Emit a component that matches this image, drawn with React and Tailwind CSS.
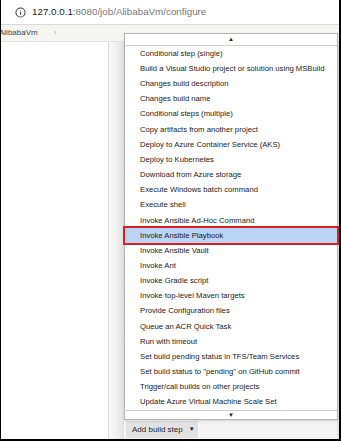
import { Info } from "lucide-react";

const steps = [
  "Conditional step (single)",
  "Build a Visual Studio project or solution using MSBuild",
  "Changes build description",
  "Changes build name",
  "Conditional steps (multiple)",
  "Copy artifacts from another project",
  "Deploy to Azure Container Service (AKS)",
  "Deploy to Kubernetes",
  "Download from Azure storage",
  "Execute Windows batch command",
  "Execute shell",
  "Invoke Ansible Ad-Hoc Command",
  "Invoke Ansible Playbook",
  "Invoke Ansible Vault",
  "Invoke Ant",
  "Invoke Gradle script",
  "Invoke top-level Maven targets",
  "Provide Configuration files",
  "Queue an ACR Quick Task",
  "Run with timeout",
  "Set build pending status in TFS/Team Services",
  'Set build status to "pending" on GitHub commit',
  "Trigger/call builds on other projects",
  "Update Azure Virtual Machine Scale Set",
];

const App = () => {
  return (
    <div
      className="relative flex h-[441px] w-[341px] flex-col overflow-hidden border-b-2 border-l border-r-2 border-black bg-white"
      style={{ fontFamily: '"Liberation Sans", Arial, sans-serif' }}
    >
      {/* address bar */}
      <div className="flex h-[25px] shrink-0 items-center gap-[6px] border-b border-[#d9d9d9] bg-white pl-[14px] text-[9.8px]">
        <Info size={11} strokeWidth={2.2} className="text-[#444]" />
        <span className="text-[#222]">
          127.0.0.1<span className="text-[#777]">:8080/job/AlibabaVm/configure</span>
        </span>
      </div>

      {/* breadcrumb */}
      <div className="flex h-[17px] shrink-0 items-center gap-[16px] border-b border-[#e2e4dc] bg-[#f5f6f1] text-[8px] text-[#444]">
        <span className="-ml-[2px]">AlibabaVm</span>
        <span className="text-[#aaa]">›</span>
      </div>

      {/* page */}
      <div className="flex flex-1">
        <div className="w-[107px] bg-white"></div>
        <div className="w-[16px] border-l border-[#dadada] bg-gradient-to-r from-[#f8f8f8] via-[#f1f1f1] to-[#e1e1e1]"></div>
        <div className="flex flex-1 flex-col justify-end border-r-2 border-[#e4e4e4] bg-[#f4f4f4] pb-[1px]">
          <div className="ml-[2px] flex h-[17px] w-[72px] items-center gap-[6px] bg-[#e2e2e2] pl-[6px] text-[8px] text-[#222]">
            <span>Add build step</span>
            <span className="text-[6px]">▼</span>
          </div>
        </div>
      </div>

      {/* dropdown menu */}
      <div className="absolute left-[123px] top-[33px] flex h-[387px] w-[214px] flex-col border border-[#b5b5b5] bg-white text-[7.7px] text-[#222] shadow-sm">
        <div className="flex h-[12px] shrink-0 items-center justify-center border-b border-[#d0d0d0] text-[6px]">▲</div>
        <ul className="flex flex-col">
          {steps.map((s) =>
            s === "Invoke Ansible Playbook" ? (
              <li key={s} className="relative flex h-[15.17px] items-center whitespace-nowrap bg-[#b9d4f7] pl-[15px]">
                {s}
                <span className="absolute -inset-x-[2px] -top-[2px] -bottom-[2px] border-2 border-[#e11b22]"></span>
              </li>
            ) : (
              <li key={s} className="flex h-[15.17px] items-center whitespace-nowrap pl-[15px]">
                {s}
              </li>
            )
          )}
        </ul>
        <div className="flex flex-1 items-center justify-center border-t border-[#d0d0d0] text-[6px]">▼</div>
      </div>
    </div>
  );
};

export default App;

----

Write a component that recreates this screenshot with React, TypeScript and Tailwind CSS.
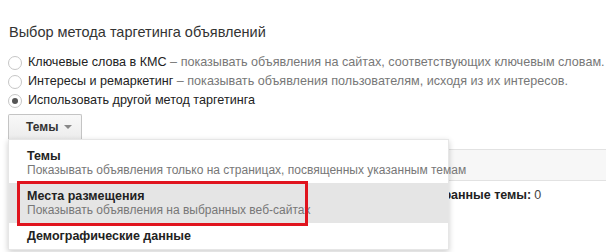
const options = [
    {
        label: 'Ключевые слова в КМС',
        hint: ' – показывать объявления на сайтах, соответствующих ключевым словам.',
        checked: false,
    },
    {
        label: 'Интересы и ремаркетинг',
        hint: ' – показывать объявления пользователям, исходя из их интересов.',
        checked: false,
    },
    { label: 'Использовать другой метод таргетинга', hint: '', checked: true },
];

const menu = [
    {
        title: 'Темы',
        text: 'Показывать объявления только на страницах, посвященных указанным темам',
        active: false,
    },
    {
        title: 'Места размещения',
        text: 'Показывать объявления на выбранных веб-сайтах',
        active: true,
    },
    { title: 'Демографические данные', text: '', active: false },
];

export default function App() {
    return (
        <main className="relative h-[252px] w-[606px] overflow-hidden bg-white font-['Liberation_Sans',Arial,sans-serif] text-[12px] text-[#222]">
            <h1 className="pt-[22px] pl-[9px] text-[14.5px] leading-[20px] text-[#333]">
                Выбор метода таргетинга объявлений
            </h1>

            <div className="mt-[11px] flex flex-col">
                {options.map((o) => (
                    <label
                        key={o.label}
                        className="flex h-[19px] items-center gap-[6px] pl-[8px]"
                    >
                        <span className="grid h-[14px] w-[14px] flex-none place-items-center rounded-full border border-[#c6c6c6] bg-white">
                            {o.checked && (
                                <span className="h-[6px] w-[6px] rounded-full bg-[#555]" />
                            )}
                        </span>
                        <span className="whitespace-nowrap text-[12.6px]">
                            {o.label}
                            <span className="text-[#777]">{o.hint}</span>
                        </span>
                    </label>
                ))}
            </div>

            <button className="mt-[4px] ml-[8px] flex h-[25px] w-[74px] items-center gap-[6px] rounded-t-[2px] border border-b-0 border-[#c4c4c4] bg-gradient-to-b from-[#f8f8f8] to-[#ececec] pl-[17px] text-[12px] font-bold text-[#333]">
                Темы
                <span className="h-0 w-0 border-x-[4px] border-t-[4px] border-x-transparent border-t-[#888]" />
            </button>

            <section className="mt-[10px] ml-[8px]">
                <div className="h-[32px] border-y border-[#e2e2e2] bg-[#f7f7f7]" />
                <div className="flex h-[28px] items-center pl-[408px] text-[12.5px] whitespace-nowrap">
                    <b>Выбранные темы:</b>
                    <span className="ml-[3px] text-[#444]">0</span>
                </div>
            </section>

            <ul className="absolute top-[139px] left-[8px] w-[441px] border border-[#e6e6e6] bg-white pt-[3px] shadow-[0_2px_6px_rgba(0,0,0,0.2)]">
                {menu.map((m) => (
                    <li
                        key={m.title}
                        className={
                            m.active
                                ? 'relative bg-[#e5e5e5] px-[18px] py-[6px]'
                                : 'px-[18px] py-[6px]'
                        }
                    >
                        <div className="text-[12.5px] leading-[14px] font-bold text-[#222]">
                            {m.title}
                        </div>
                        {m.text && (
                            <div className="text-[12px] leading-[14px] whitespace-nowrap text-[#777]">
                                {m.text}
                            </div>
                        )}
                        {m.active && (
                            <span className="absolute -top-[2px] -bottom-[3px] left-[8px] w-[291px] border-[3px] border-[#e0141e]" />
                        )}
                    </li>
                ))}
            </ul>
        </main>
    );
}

----

▶ _Given request_: Look through the entries above; copy each line where the string "that" appears.

▶ _Written solution_:
Emit a component that matches this image, drawn with React and Tailwind CSS.
Write a component that recreates this screenshot with React, TypeScript and Tailwind CSS.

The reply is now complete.